**Data for processing**.
━━━━━━━━━━━━━━━━

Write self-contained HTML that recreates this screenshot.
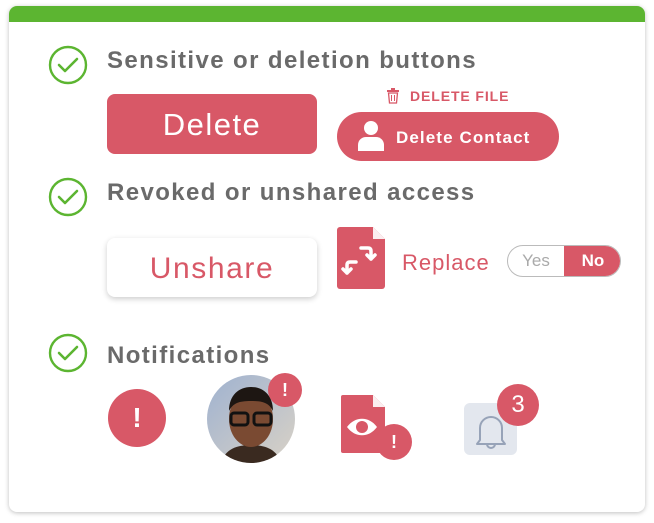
<!DOCTYPE html>
<html><head><style>
body{margin:0;width:654px;height:523px;background:#fff;font-family:"Liberation Sans",sans-serif;position:relative;overflow:hidden}
.card{position:absolute;left:9px;top:6px;width:636px;height:506px;border-radius:8px;background:#fff;box-shadow:0 1px 5px rgba(0,0,0,.25);overflow:hidden}
.bar{position:absolute;left:0;top:0;width:100%;height:16px;background:#5cb531}
.a{position:absolute}
.h{position:absolute;left:107px;font-size:24px;color:#6a6a6a;font-weight:600;white-space:nowrap;letter-spacing:1.4px}
.red{background:#d85867}
.w{color:#fff}
</style></head><body>
<div class="card"><div class="bar"></div></div>
<svg class="a" style="left:48px;top:45px" width="40" height="40"><circle cx="20" cy="20" r="18" fill="none" stroke="#5cb531" stroke-width="2.4"/><path d="M11 20l6 6 12-12" fill="none" stroke="#5cb531" stroke-width="2.6" stroke-linecap="round" stroke-linejoin="round"/></svg>
<svg class="a" style="left:48px;top:177px" width="40" height="40"><circle cx="20" cy="20" r="18" fill="none" stroke="#5cb531" stroke-width="2.4"/><path d="M11 20l6 6 12-12" fill="none" stroke="#5cb531" stroke-width="2.6" stroke-linecap="round" stroke-linejoin="round"/></svg>
<svg class="a" style="left:48px;top:333px" width="40" height="40"><circle cx="20" cy="20" r="18" fill="none" stroke="#5cb531" stroke-width="2.4"/><path d="M11 20l6 6 12-12" fill="none" stroke="#5cb531" stroke-width="2.6" stroke-linecap="round" stroke-linejoin="round"/></svg>
<div class="h" style="top:47px">Sensitive or deletion buttons</div>
<div class="h" style="top:179px">Revoked or unshared access</div>
<div class="h" style="top:342px">Notifications</div>

<div class="a red w" style="left:107px;top:94px;width:210px;height:60px;border-radius:8px;font-size:31px;text-align:center;line-height:62px;letter-spacing:1.5px">Delete</div>
<svg class="a" style="left:386px;top:88px" width="14" height="16"><rect x="1" y="2" width="12" height="2" fill="#d85867"/><rect x="5" y="0" width="4" height="2" fill="#d85867"/><path d="M2.5 5h9l-1 10h-7z" fill="none" stroke="#d85867" stroke-width="1.3"/><path d="M5.5 7v6M8.5 7v6" stroke="#d85867"/></svg>
<div class="a" style="left:410px;top:88px;font-size:14px;font-weight:bold;color:#d85867;letter-spacing:.9px">DELETE FILE</div>
<div class="a red w" style="left:337px;top:112px;width:222px;height:49px;border-radius:25px"></div>
<svg class="a" style="left:357px;top:120px" width="28" height="32"><circle cx="14" cy="8" r="7" fill="#fff"/><path d="M1 31v-6c0-5 4-8 8-8h10c4 0 8 3 8 8v6z" fill="#fff"/></svg>
<div class="a w" style="left:396px;top:128px;font-size:17px;font-weight:bold;letter-spacing:1.1px">Delete Contact</div>

<div class="a" style="left:107px;top:238px;width:210px;height:59px;border-radius:8px;background:#fff;box-shadow:0 2px 6px rgba(0,0,0,.2);color:#d85867;font-size:30px;text-align:center;line-height:61px;letter-spacing:1.6px">Unshare</div>
<svg class="a" style="left:337px;top:227px" width="48" height="62"><path d="M3 0h33l12 12v47a3 3 0 0 1-3 3H3a3 3 0 0 1-3-3V3a3 3 0 0 1 3-3z" fill="#d85867"/><path d="M36 0v12h12" fill="#fff" opacity=".9"/><path d="M10 46v-8c0-2 1-3 3-3h6M6 42l4 4 4-4M24 21h7c2 0 3 1 3 3v8M30 28l4 4 4-4" fill="none" stroke="#fff" stroke-width="3.5" stroke-linecap="round" stroke-linejoin="round"/></svg>
<div class="a" style="left:402px;top:250px;font-size:22px;color:#d85867;letter-spacing:1px">Replace</div>
<div class="a" style="left:507px;top:245px;width:112px;height:30px;border:1px solid #bbb;border-radius:16px;overflow:hidden">
<div class="a" style="left:0;top:0;width:56px;height:30px;line-height:30px;text-align:center;color:#aaa;font-size:17px">Yes</div>
<div class="a red w" style="left:56px;top:0;width:58px;height:30px;line-height:30px;text-align:center;font-size:17px;font-weight:600">No</div></div>

<div class="a red w" style="left:108px;top:389px;width:58px;height:58px;border-radius:50%;text-align:center;line-height:58px;font-size:28px;font-weight:bold">!</div>
<svg class="a" style="left:207px;top:375px" width="88" height="88"><defs><linearGradient id="g" x1="0" y1="0" x2="1" y2="1"><stop offset="0" stop-color="#9fb2d0"/><stop offset="1" stop-color="#d9d2c6"/></linearGradient><clipPath id="c"><circle cx="44" cy="44" r="44"/></clipPath></defs><circle cx="44" cy="44" r="44" fill="url(#g)"/><g clip-path="url(#c)"><path d="M14 88c4-14 16-18 30-18s26 4 30 18z" fill="#3a2a20"/><ellipse cx="44" cy="44" rx="22" ry="28" fill="#7a4a32"/><path d="M22 36c0-16 10-24 22-24s22 8 22 24c-4-8-10-10-22-10s-18 2-22 10z" fill="#1d1612"/><rect x="24" y="38" width="17" height="12" rx="3" fill="none" stroke="#111" stroke-width="3"/><rect x="47" y="38" width="17" height="12" rx="3" fill="none" stroke="#111" stroke-width="3"/></g></svg>
<div class="a red w" style="left:268px;top:373px;width:34px;height:34px;border-radius:50%;text-align:center;line-height:34px;font-size:18px;font-weight:bold">!</div>
<svg class="a" style="left:341px;top:395px" width="46" height="58"><path d="M2 0h30l12 12v44a2 2 0 0 1-2 2H2a2 2 0 0 1-2-2V2a2 2 0 0 1 2-2z" fill="#d85867"/><path d="M32 0v12h12z" fill="#fff" opacity=".9"/><path d="M6 32c8-11 22-11 30 0-8 11-22 11-30 0z" fill="#fff"/><circle cx="21" cy="32" r="6" fill="#d85867"/></svg>
<div class="a red w" style="left:376px;top:424px;width:36px;height:36px;border-radius:50%;text-align:center;line-height:36px;font-size:18px;font-weight:bold">!</div>
<div class="a" style="left:464px;top:403px;width:53px;height:52px;border-radius:6px;background:#e3e7ee"></div>
<svg class="a" style="left:474px;top:410px" width="34" height="40"><path d="M6 30V18a11 11 0 0 1 22 0v12l3 4H3z" fill="none" stroke="#97a3b8" stroke-width="2" stroke-linejoin="round"/><path d="M13 34a4 4 0 0 0 8 0" fill="none" stroke="#97a3b8" stroke-width="2"/></svg>
<div class="a red w" style="left:497px;top:384px;width:42px;height:42px;border-radius:50%;text-align:center;line-height:42px;font-size:24px">3</div>
</body></html>
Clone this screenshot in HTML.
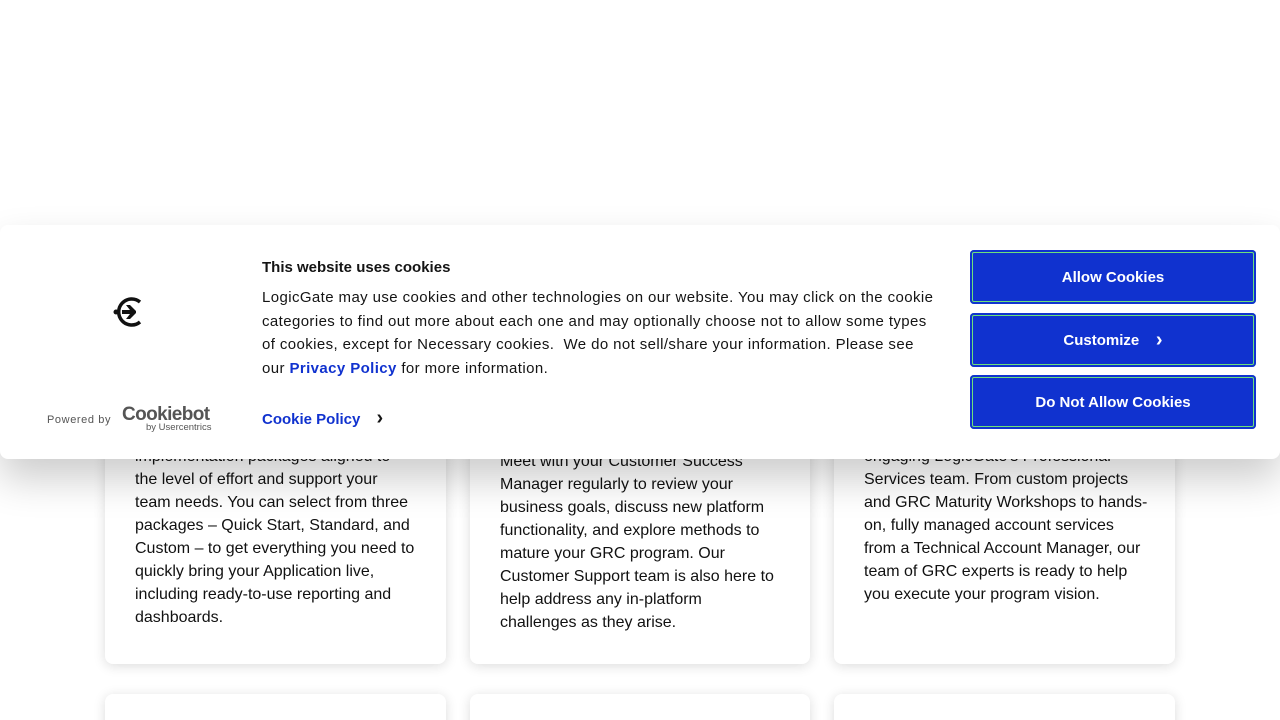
<!DOCTYPE html>
<html><head><style>
html,body{margin:0;width:1280px;height:720px;overflow:hidden}
body{background:#fff;font-family:"Liberation Sans",sans-serif;position:relative}
.card{position:absolute;background:#fff;border-radius:8px;box-shadow:0 2px 12px rgba(0,0,0,.14)}
.card p{position:absolute;margin:0;font-size:16px;line-height:23px;color:#111;white-space:nowrap}
#banner{position:absolute;left:0;top:225px;width:1280px;height:234px;background:#fff;border-radius:8px;box-shadow:0 20px 40px rgba(0,0,0,.2)}
.btn{position:absolute;left:970px;width:286px;height:54px;background:#1032cf;border-radius:4px;color:#fff;font-weight:bold;font-size:15px;display:flex;align-items:center;justify-content:center;box-shadow:inset 0 0 0 2px #1032cf,inset 0 0 0 3px #6ee07a}
</style></head><body>
<div class="card" style="left:105px;top:400px;width:341px;height:264px"><p style="left:30px;top:45px">implementation packages aligned to<br>the level of effort and support your<br>team needs. You can select from three<br>packages – Quick Start, Standard, and<br>Custom – to get everything you need to<br>quickly bring your Application live,<br>including ready-to-use reporting and<br>dashboards.</p></div>
<div class="card" style="left:470px;top:400px;width:340px;height:264px"><p style="left:30px;top:50px">Meet with your Customer Success<br>Manager regularly to review your<br>business goals, discuss new platform<br>functionality, and explore methods to<br>mature your GRC program. Our<br>Customer Support team is also here to<br>help address any in-platform<br>challenges as they arise.</p></div>
<div class="card" style="left:834px;top:400px;width:341px;height:264px"><p style="left:30px;top:45px">engaging LogicGate's Professional<br>Services team. From custom projects<br>and GRC Maturity Workshops to hands-<br>on, fully managed account services<br>from a Technical Account Manager, our<br>team of GRC experts is ready to help<br>you execute your program vision.</p></div>
<div class="card" style="left:105px;top:694px;width:341px;height:60px"></div>
<div class="card" style="left:470px;top:694px;width:340px;height:60px"></div>
<div class="card" style="left:834px;top:694px;width:341px;height:60px"></div>
<div id="banner">
<svg style="position:absolute;left:112px;top:71px" width="34" height="32" viewBox="0 0 34 32"><path d="M28 6A13 13 0 1 0 28 26" fill="none" stroke="#111" stroke-width="3.5"/><circle cx="4" cy="16" r="2.5" fill="#111"/><path d="M10 14h8l-4-5h4l6 6v2l-6 6h-4l4-5h-8z" fill="#111"/></svg>
<div style="position:absolute;left:47px;top:189px;font-size:11px;color:#555;letter-spacing:.6px">Powered by</div>
<div style="position:absolute;left:122px;top:179px;font-size:19px;font-weight:bold;color:#555;letter-spacing:-.6px">Cookiebot</div>
<div style="position:absolute;left:146px;top:197px;font-size:9.5px;color:#555">by Usercentrics</div>
<div style="position:absolute;left:262px;top:34px;font-size:15px;font-weight:bold;color:#141414">This website uses cookies</div>
<div style="position:absolute;left:262px;top:61px;font-size:15px;line-height:23.5px;color:#141414;letter-spacing:.4px;white-space:nowrap">LogicGate may use cookies and other technologies on our website. You may click on the cookie<br>categories to find out more about each one and may optionally choose not to allow some types<br>of cookies, except for Necessary cookies.&nbsp; We do not sell/share your information. Please see<br>our <b style="color:#1032cf">Privacy Policy</b> for more information.</div>
<div style="position:absolute;left:262px;top:186px;font-size:15px;font-weight:bold;color:#1032cf">Cookie Policy <span style="color:#141414;margin-left:12px;font-size:20px;line-height:15px">&#x203A;</span></div>
<div class="btn" style="top:25px">Allow Cookies</div>
<div class="btn" style="top:88px">Customize&nbsp;&nbsp;&nbsp;&nbsp;<span style="font-size:20px">&#x203A;</span></div>
<div class="btn" style="top:150px">Do Not Allow Cookies</div>
</div>
</body></html>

━━━━━━━━━━━━━━━━

**Work to be completed**. Copy out every line holding the string "screenshot".

**Solution for this task**.
Write self-contained HTML that recreates this screenshot.
Clone this screenshot in HTML.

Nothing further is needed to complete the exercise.